Looks like just what I want, although I'm shaping it in PU. Looks like a pretty wide nose-it doesn't hang up when it gets hollow?
maybe something like this…
its 6’6" x 20" x 2 5/8"…but you would adjust volume to suit depending on fitness and breaks surfed and how greedy you are for waves…
fullish planshape without going too far and creating a board that wont get on rail easily…
www.moresurfboards.com
sorry, dble post for some reason…
feel free to ignore most of this. numbers are not my strong point
a board your hight thats 3 inches thick will surf better then one 8 inches longer and thinner ( in anything up to head and half )

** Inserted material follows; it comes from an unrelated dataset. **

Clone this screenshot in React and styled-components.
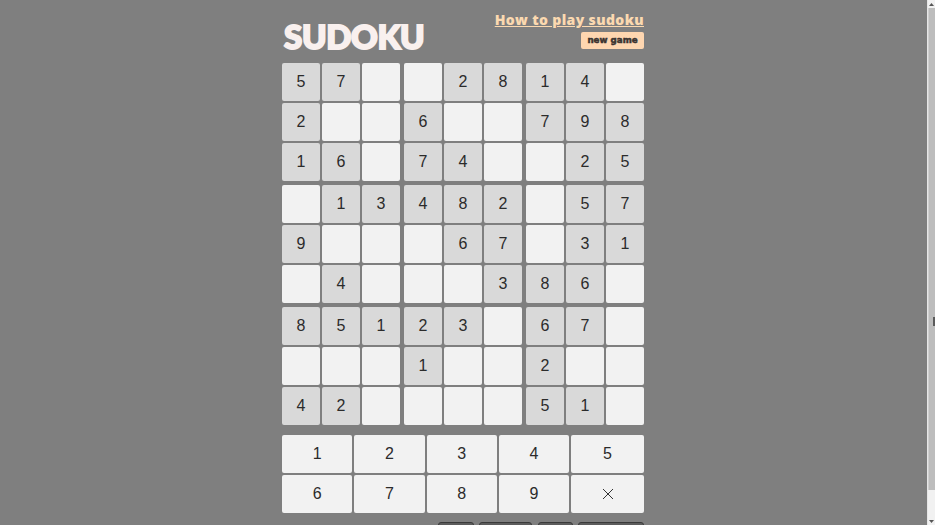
import React from "react";
import styled, { createGlobalStyle } from "styled-components";

const Global = createGlobalStyle`
  html, body { margin: 0; padding: 0; height: 525px; overflow: hidden; background: #7f7f7f; }
  #root { height: 525px; }
`;

const Screen = styled.div`
  display: flex;
  width: 935px;
  height: 525px;
  overflow: hidden;
  background: #7f7f7f;
`;
const Page = styled.main`
  flex: 1;
  display: flex;
  justify-content: center;
  overflow: hidden;
`;
const Column = styled.div`
  width: 362px;
  margin-left: -1px;
  flex-shrink: 0;
`;
const Header = styled.header`
  height: 63px;
  box-sizing: border-box;
  display: flex;
  justify-content: space-between;
  padding-top: 11px;
`;
const Title = styled.h1`
  margin: 10px 0 0 2px;
  font: 900 33px/30px Lato, "Liberation Sans", sans-serif;
  letter-spacing: -0.3px;
  color: #f9f0ee;
  -webkit-text-stroke: 2px #f9f0ee;
`;
const HeaderSide = styled.div`
  display: flex;
  flex-direction: column;
  align-items: flex-end;
  gap: 3px;
`;
const HelpLink = styled.a`
  font: 800 14px/18px "Open Sans", sans-serif;
  letter-spacing: 0.37px;
  color: #fbd9b0;
  text-decoration: underline;
  white-space: nowrap;
`;
const NewGame = styled.button`
  width: 63px;
  height: 17px;
  padding: 0;
  border: 0;
  border-radius: 2px;
  background: #fed6b0;
  color: #3b3330;
  font: 700 8.7px/17px "DejaVu Sans", sans-serif;
  -webkit-text-stroke: 0.5px #3b3330;
`;
const Board = styled.section`
  display: grid;
  grid-template-columns: repeat(3, 118px);
  gap: 4px;
`;
const Box = styled.div`
  display: grid;
  grid-template-columns: repeat(3, 38px);
  grid-auto-rows: 38px;
  gap: 2px;
`;
const Cell = styled.div`
  display: flex;
  align-items: center;
  justify-content: center;
  border-radius: 2px;
  background: ${(p) => (p.$given ? "#d9d9d9" : "#f2f2f2")};
  color: #2b2b2b;
  font: 16px/1 "Liberation Sans", Arial, sans-serif;
`;
const Pad = styled.section`
  margin-top: 10px;
  display: grid;
  grid-template-columns: repeat(4, 70.25px) 1fr;
  grid-auto-rows: 38px;
  gap: 2px;
`;
const PadKey = styled.button`
  display: flex;
  align-items: center;
  justify-content: center;
  padding: 0;
  border: 0;
  border-radius: 2px;
  background: #f2f2f2;
  color: #2b2b2b;
  font: 16px/1 "Liberation Sans", Arial, sans-serif;
`;
const Actions = styled.div`
  margin-top: 9px;
  display: flex;
  justify-content: flex-end;
  gap: 5.5px;
`;
const ActionButton = styled.button`
  width: ${(p) => p.$w}px;
  height: 36px;
  flex-shrink: 0;
  padding: 0;
  border: 1px solid #3a3a3a;
  border-radius: 3px;
  background: #5c5c5c;
`;
const Scrollbar = styled.aside`
  width: 8px;
  flex-shrink: 0;
  box-sizing: border-box;
  border-left: 1px solid #e6e6e6;
  background: #f1f1f1;
  display: flex;
  flex-direction: column;
  position: relative;
`;
const ScrollArrow = styled.div`
  height: 8px;
  flex-shrink: 0;
  display: flex;
  align-items: center;
  justify-content: center;
  svg { display: block; }
`;
const ScrollThumb = styled.div`
  height: 482px;
  background: #bdbdbd;
  border-left: 1px solid #d0d0d0;
`;
const ScrollTrack = styled.div`
  flex: 1;
`;
const ScrollGrip = styled.div`
  position: absolute;
  top: 317px;
  right: 0;
  width: 2px;
  height: 9px;
  background: #5a5a5a;
`;

const boxes = [
  ["57 ", "2  ", "16 "], [" 28", "6  ", "74 "], ["14 ", "798", " 25"],
  [" 13", "9  ", " 4 "], ["482", " 67", "  3"], [" 57", " 31", "86 "],
  ["851", "   ", "42 "], ["23 ", "1  ", "   "], ["67 ", "2  ", "51 "],
];

const CloseGlyph = () => (
  <svg width="12" height="12" viewBox="0 0 12 12" fill="none" stroke="#333" strokeWidth="1">
    <path d="M1 1l10 10M11 1L1 11" />
  </svg>
);

export default function App() {
  return (
    <Screen>
      <Global />
      <Page>
        <Column>
          <Header>
            <Title>SUDOKU</Title>
            <HeaderSide>
              <HelpLink href="#">How to play sudoku</HelpLink>
              <NewGame>new game</NewGame>
            </HeaderSide>
          </Header>
          <Board>
            {boxes.map((rows, b) => (
              <Box key={b}>
                {rows.join("").split("").map((c, i) => (
                  <Cell key={i} $given={c !== " "}>{c.trim()}</Cell>
                ))}
              </Box>
            ))}
          </Board>
          <Pad>
            {[1, 2, 3, 4, 5, 6, 7, 8, 9].map((n) => (
              <PadKey key={n}>{n}</PadKey>
            ))}
            <PadKey aria-label="clear"><CloseGlyph /></PadKey>
          </Pad>
          <Actions>
            <ActionButton $w={36} />
            <ActionButton $w={53} />
            <ActionButton $w={35} />
            <ActionButton $w={66} />
          </Actions>
        </Column>
      </Page>
      <Scrollbar>
        <ScrollArrow>
          <svg width="5" height="3" viewBox="0 0 5 3"><path d="M2.5 0L5 3H0z" fill="#555" /></svg>
        </ScrollArrow>
        <ScrollThumb />
        <ScrollTrack />
        <ScrollArrow>
          <svg width="5" height="3" viewBox="0 0 5 3"><path d="M0 0h5L2.5 3z" fill="#555" /></svg>
        </ScrollArrow>
        <ScrollGrip />
      </Scrollbar>
    </Screen>
  );
}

3 to 4 inches taller than you for DOH
22 by 3 inches thick i think has close to 6 liters more volume then 20 by 2 3/4
six liters will create favourable bouyancy and float an extra 18 kilo of weight
so an 75 kilo pro is cruizin on 25 liters everyone else of above average ability need 33 ish
an old dude would need 37 to 38
a 100 kilo old dude wants over 40 liters in the shortest board possible for hotdog surfing so as not to surf/stall off the tail in less then stella waves
im 40 and 95 kilos and 6 foot 3 . wouldnt surf a board over 6 5 unless it was maxing and prefer nothing over my hight unless its getting over head and half and solid.
a 22 wide board rides the barrel fine. i surf rivermouths and get tubed all the time on wide boards
we cant be old and have a thin board its a sad fact of life. or we can join the old grumpy X gurus who have turned into speedbumps and spectators. somethings we have to give up and sensitivity and thin rails is one of them. so our surfing changes. lines get longer, board gets speed from trim rather then pumping. and we dont fluff around with a hack unless its well overhead . and you really hack that shit. not little flicky tail turns in waist high surf. but the real full rail shit and it dont matter if the rail is fat cuz we are fat and we can still bury that shit. ride the outline forward and use a rounded pin, somehting like that webber you posted is perfect but take it out to 22 and 3 thick and knock 4 inches off the length. get sum simon anderson fcs for it and you are laughing your way throu the pack ( in fact people will start complaining about you catching to many waves)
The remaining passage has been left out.